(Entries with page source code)
___
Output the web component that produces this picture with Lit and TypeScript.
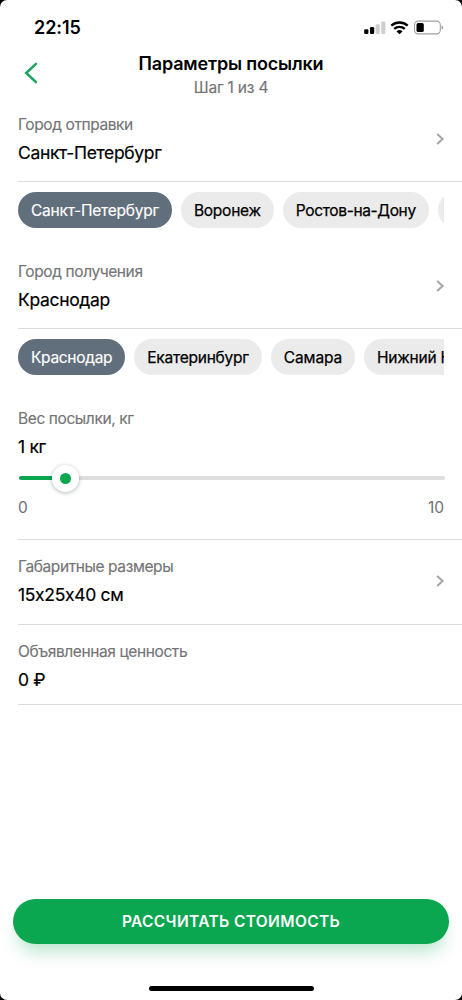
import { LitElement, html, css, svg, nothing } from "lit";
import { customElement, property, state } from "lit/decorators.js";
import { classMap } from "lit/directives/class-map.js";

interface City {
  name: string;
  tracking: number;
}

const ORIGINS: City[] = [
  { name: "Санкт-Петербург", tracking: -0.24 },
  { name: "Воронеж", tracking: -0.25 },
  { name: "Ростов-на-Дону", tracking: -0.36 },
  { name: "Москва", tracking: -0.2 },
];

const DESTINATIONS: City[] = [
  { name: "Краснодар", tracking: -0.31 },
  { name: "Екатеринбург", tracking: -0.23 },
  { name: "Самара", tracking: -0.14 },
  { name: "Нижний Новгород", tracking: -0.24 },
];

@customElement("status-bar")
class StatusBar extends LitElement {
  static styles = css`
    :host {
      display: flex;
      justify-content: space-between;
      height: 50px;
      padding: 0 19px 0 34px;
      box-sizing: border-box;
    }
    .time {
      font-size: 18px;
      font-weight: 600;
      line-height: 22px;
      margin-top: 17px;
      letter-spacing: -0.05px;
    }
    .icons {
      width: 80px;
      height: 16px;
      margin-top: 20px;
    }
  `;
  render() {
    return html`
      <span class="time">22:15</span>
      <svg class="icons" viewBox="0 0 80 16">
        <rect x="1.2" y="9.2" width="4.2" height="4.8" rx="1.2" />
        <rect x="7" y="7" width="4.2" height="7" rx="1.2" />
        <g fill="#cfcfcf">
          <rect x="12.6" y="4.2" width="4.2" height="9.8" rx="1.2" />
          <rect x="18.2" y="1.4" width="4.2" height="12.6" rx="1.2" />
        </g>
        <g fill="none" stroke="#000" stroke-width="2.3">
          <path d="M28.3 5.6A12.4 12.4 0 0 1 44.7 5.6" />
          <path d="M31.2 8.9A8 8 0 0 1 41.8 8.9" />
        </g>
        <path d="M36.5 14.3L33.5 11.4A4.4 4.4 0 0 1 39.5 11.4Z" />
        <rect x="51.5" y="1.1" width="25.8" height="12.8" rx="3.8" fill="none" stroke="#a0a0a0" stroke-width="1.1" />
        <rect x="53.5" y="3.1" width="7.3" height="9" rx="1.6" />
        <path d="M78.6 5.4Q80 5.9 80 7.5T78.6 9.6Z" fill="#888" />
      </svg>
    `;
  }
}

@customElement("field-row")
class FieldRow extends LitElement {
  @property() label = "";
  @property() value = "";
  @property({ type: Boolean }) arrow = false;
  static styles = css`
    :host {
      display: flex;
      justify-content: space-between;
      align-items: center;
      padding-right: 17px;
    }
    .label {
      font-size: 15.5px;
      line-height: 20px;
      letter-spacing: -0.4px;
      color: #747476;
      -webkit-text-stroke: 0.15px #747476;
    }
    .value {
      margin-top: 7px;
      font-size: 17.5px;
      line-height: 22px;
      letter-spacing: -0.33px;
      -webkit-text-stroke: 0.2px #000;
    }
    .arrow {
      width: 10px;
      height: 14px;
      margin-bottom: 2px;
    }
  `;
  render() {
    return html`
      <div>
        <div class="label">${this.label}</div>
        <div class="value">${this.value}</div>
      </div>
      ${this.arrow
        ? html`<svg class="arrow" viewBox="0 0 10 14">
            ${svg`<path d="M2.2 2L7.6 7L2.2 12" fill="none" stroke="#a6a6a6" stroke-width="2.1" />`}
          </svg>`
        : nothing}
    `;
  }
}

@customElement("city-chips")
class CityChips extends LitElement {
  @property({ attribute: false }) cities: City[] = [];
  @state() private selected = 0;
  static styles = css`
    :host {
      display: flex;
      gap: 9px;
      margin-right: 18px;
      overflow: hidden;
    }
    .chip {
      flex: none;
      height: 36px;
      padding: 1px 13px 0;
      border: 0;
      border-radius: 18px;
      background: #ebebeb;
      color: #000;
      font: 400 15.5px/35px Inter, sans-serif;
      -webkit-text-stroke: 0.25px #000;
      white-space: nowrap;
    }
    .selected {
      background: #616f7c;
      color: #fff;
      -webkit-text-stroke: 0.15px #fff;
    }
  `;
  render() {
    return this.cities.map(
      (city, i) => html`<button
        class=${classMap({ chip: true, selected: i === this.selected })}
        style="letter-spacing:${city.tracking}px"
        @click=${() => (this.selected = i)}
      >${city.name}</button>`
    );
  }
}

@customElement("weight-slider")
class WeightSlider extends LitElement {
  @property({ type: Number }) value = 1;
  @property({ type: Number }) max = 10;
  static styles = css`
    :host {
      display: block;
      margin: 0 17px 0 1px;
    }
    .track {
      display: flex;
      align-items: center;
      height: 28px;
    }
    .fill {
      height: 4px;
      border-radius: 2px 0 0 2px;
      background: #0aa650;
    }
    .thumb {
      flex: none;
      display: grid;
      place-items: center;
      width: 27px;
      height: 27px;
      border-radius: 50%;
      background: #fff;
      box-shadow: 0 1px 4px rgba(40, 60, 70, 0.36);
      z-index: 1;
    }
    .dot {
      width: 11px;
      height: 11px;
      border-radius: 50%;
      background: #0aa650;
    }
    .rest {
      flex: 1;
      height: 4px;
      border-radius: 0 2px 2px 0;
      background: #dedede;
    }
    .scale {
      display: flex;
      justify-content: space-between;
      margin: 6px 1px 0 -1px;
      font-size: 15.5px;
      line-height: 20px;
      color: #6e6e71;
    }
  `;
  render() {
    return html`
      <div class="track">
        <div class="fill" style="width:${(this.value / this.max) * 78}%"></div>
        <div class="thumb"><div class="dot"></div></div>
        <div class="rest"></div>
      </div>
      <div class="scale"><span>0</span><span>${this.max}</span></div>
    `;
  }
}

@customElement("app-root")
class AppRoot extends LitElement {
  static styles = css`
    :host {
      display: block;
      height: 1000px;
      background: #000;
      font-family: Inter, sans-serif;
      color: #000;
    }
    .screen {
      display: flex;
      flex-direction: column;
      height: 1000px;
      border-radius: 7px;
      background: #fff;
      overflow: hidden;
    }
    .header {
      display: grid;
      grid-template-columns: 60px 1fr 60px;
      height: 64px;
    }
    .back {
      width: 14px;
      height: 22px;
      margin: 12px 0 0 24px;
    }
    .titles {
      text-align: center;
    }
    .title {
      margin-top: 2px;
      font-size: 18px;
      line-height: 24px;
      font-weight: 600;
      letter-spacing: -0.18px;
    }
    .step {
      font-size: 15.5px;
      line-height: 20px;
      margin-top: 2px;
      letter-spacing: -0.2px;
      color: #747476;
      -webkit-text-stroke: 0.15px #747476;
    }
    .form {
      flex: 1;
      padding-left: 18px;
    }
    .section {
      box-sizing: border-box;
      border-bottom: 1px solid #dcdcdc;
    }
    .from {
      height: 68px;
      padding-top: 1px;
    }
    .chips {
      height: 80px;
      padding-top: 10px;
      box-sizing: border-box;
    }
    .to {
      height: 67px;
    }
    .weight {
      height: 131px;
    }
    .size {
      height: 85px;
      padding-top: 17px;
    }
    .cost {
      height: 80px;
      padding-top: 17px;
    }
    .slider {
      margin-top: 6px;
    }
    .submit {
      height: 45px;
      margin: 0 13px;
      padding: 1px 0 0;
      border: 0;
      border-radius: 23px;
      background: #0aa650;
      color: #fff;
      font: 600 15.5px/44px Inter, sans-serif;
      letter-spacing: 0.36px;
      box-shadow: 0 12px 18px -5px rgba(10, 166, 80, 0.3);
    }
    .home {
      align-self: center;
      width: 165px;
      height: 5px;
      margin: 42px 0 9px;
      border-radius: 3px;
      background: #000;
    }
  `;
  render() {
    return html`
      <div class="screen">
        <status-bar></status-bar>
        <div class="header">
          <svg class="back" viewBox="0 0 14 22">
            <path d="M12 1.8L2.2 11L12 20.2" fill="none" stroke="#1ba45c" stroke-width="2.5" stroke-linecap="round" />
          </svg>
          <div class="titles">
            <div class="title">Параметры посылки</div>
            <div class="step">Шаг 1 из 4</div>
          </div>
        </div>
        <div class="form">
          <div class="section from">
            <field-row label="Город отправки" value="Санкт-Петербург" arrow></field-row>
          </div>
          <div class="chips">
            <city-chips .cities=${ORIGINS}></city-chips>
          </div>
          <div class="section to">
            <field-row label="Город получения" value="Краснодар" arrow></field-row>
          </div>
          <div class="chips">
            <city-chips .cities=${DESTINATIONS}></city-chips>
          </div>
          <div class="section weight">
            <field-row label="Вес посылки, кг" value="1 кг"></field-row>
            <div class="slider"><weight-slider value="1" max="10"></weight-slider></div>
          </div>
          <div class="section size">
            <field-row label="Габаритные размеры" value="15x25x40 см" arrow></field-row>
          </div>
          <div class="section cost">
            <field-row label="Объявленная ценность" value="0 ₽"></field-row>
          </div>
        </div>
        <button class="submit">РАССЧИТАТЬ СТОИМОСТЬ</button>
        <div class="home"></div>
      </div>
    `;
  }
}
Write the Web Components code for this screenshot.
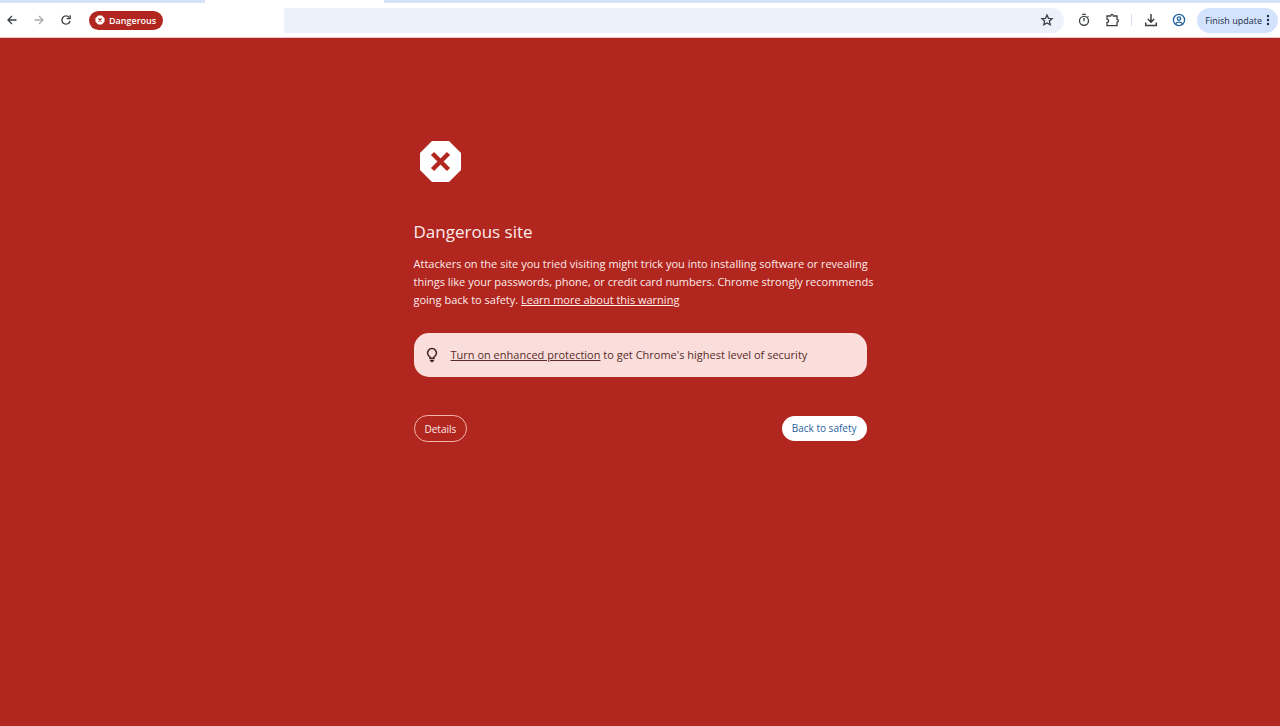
___
PROBLEM TO SOLVE:
Say how many lines contain "this", and give nothing but that number.

FINISHED EXERCISE:
10